DHP Family pres.
Hope & We Are The City |Co-headline show|
Live at The Grace
We Are The City
Singer-keyboardist Cayne McKenzie, drummer Andrew Huculiak and guitarist David Menzel started We Are The City way back when they were teenagers, and in the decade-plus since then, they’ve used the project as an outlet for their wildest creative whims. They’ve unveiled masked alter-egos (2011’s High School EP), created an album with an accompanying Norwegian-language feature film (2013’s Violent), and staged a live stream of their recording sessions (2015’s Above Club). Now, with the joys and occasional tragedies of adulthood having fully set in, they’ve taken on their latest challenge: absolute, unflinching sincerity.
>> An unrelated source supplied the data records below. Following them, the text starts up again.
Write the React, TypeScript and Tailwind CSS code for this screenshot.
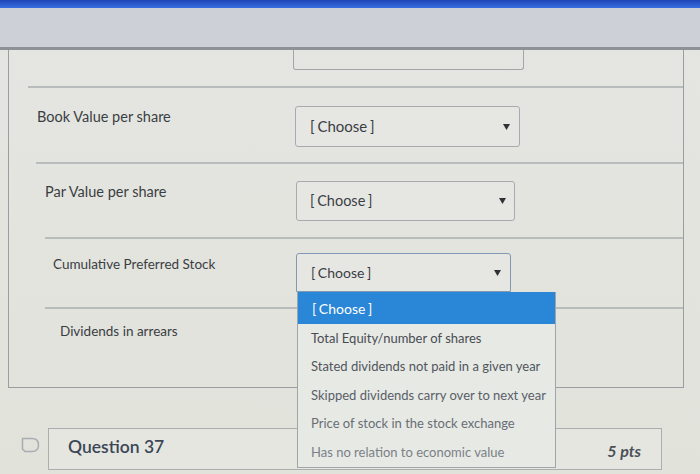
import { FC } from 'react';

const options = [
  { label: 'Total Equity/number of shares', color: 'text-[#474c52]' },
  { label: 'Stated dividends not paid in a given year', color: 'text-[#50565c]' },
  { label: 'Skipped dividends carry over to next year', color: 'text-[#596067]' },
  { label: 'Price of stock in the stock exchange', color: 'text-[#686e74]' },
  { label: 'Has no relation to economic value', color: 'text-[#7b8086]' },
];

const Arrow: FC = () => (
  <svg width="7" height="6" viewBox="0 0 7 6" className="shrink-0">
    <path d="M0 0 H7 L3.5 6 Z" fill="#2f3236" />
  </svg>
);

const Divider: FC<{ indent: string }> = ({ indent }) => (
  <div className={`h-[2px] bg-[#b9bcbd] ${indent}`} />
);

export default function App() {
  return (
    <div
      className="w-[700px] h-[474px] overflow-hidden bg-gradient-to-b from-[#e5e6e2] to-[#e1e2da] text-[#3a3e43]"
      style={{ fontFamily: 'Lato, "Open Sans", sans-serif' }}
    >
      {/* browser chrome */}
      <div className="h-[8px] bg-gradient-to-b from-[#1f46b8] to-[#3a6ee0]" />
      <div className="h-[42px] bg-[#cdd1d7] border-b-[3px] border-[#8e9297]" />

      {/* matching question panel */}
      <div className="ml-[8px] mr-[16px] h-[338px] border-l border-r border-b border-[#9a9ea2] flex flex-col">
        {/* bottom of previous select */}
        <div className="ml-[284px] w-[231px] h-[20px] border border-t-0 border-[#a2a6aa] rounded-b-[3px]" />
        <div className="mt-[16px]">
          <Divider indent="ml-[19px]" />
        </div>

        {/* row 1 */}
        <div className="h-[74px] flex items-start">
          <div className="w-[286px] shrink-0 pl-[28px] mt-[19px] text-[14.5px] leading-[20px]">
            Book Value per share
          </div>
          <div className="mt-[18px] w-[225px] h-[41px] border border-[#a7abaf] rounded-[3px] bg-[#e6e7e3] flex items-center pl-[14px] pr-[9px] justify-between">
            <span className="text-[15px] [word-spacing:-1px]">[ Choose ]</span>
            <Arrow />
          </div>
        </div>
        <Divider indent="ml-[27px]" />

        {/* row 2 */}
        <div className="h-[73px] flex items-start">
          <div className="w-[287px] shrink-0 pl-[36px] mt-[18px] text-[14.5px] leading-[20px]">
            Par Value per share
          </div>
          <div className="mt-[17px] w-[219px] h-[40px] border border-[#a7abaf] rounded-[3px] bg-[#e6e7e3] flex items-center pl-[13px] pr-[8px] justify-between">
            <span className="text-[14.5px] [word-spacing:-1px]">[ Choose ]</span>
            <Arrow />
          </div>
        </div>
        <Divider indent="ml-[36px]" />

        {/* row 3 with open menu */}
        <div className="h-[68px] flex items-start">
          <div className="w-[287px] shrink-0 pl-[44px] mt-[16px] text-[13.5px] leading-[18px]">
            Cumulative Preferred Stock
          </div>
          <div className="relative z-10 mt-[14px]">
            <div className="w-[215px] h-[39px] border border-[#8299b4] rounded-t-[3px] bg-[#e6e7e3] flex items-center pl-[14px] pr-[9px] justify-between">
              <span className="text-[14px] [word-spacing:-1px]">[ Choose ]</span>
              <Arrow />
            </div>
            <div className="absolute left-[1px] top-[39px] w-[259px] bg-[#e7e9e5] border-l border-r border-b border-[#a0a5aa]">
              <div className="h-[32px] bg-[#2a86d6] text-white text-[14px] [word-spacing:-1px] flex items-center pl-[14px]">
                [ Choose ]
              </div>
              {options.map((o) => (
                <div
                  key={o.label}
                  className={`h-[28.5px] flex items-center pl-[13px] text-[13px] whitespace-nowrap ${o.color}`}
                >
                  {o.label}
                </div>
              ))}
            </div>
          </div>
        </div>
        <Divider indent="ml-[36px]" />

        {/* row 4 */}
        <div className="flex-1 flex items-start">
          <div className="pl-[51px] mt-[13px] text-[13.5px] leading-[18px]">
            Dividends in arrears
          </div>
        </div>
      </div>

      {/* next question header */}
      <div className="flex items-start mt-[40px]">
        <div className="w-[48px] shrink-0 flex justify-end pr-[8px] pt-[9px]">
          <svg width="19" height="16" viewBox="0 0 19 16">
            <path
              d="M1.5 1.5 H11 Q17.5 1.5 17.5 8 Q17.5 14.5 11 14.5 H4 L1.5 12 Z"
              fill="none"
              stroke="#a9adb1"
              strokeWidth="1.5"
            />
          </svg>
        </div>
        <div className="w-[614px] h-[42px] border border-[#aaaeb1] bg-[#e5e6e0] flex items-start justify-between pl-[19px] pr-[20px]">
          <span className="mt-[5px] text-[17.5px] font-semibold text-[#3a4656]">Question 37</span>
          <span className="mt-[10px] text-[16px] font-bold italic text-[#4b5058]">5 pts</span>
        </div>
      </div>
    </div>
  );
}
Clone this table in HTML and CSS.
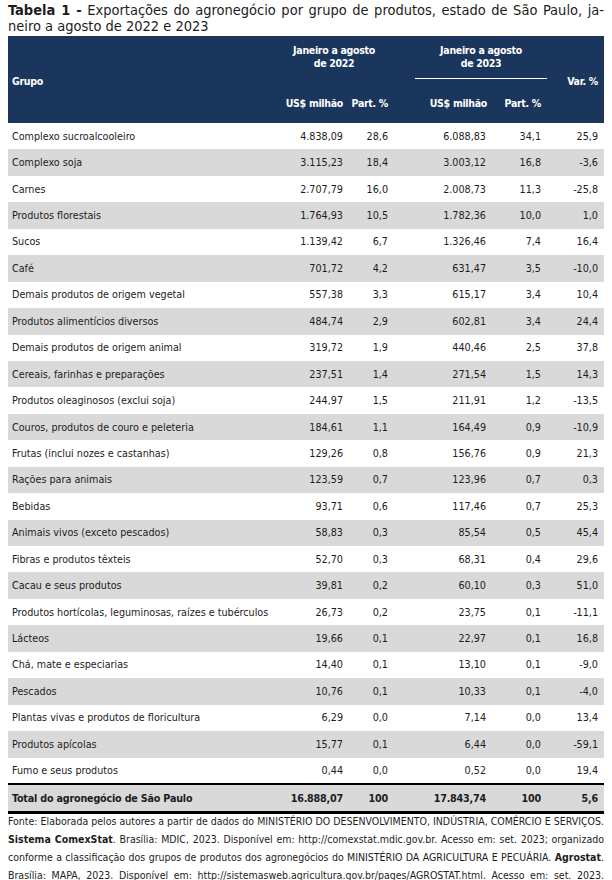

RIP is their fifth full-length, acting as the prog-pop counterpoint to last year’s experimental AT NIGHT. The Vancouver-based trio created this latest LP by returning to the basement of Cayne’s family home in Kelowna, where they first formed the band.
Hope
Marching, brute force, slavish discipline, technocracy, and techno. Quintessential German clichés. Ironically though, whenever a German band is loved abroad, it is for these traits exactly. DAF, Kraftwerk, and Rammstein are prime examples. But can there be German pop music?
Imagine Portishead formed in Berlin today. Josef Beuys comes along, shreds the band with a coarse wire brush, and exhibits them in a dark, 100 foot high silo for the production of artificial icebergs. The resulting Gesamtkunstwerk may well be a close approximation of Hope. The first foreigners to fall in love with this burstingly emotional monster of a band were ALGIERS and IDLES, with whom the band toured extensively. („Hope have a soulful integrity that resides in a pounding resonance with chromatic washes that cut through a dark dark black; leaving you aghast.“ – Joe Talbot, IDLES). Subsequently, the press at Eurosonic Festival celebrated Hope as the new, avant-garde pop miracle („Ballet mixes with Post-Punk better than you think“ – buzz.ie, „a monumental experience“ – NBHAP.com) Their self-titled debut album was recorded by Olaf Opal (The Notwist) in the remains of an abandoned lung sanatorium to capture inner destruction and coldness. It has what it takes to become a timeless classic. Songs like RAW, CELL, KINGDOM and DROP YOUR KNIVES radiate more dark and dystopic energy than all seasons of Black Mirror combined. They are songs that originated in the demystified, gentrified, and art-free space known as „Berlin“. The only answer to society in its present state can be the most radical, most immediate, and most liberated art.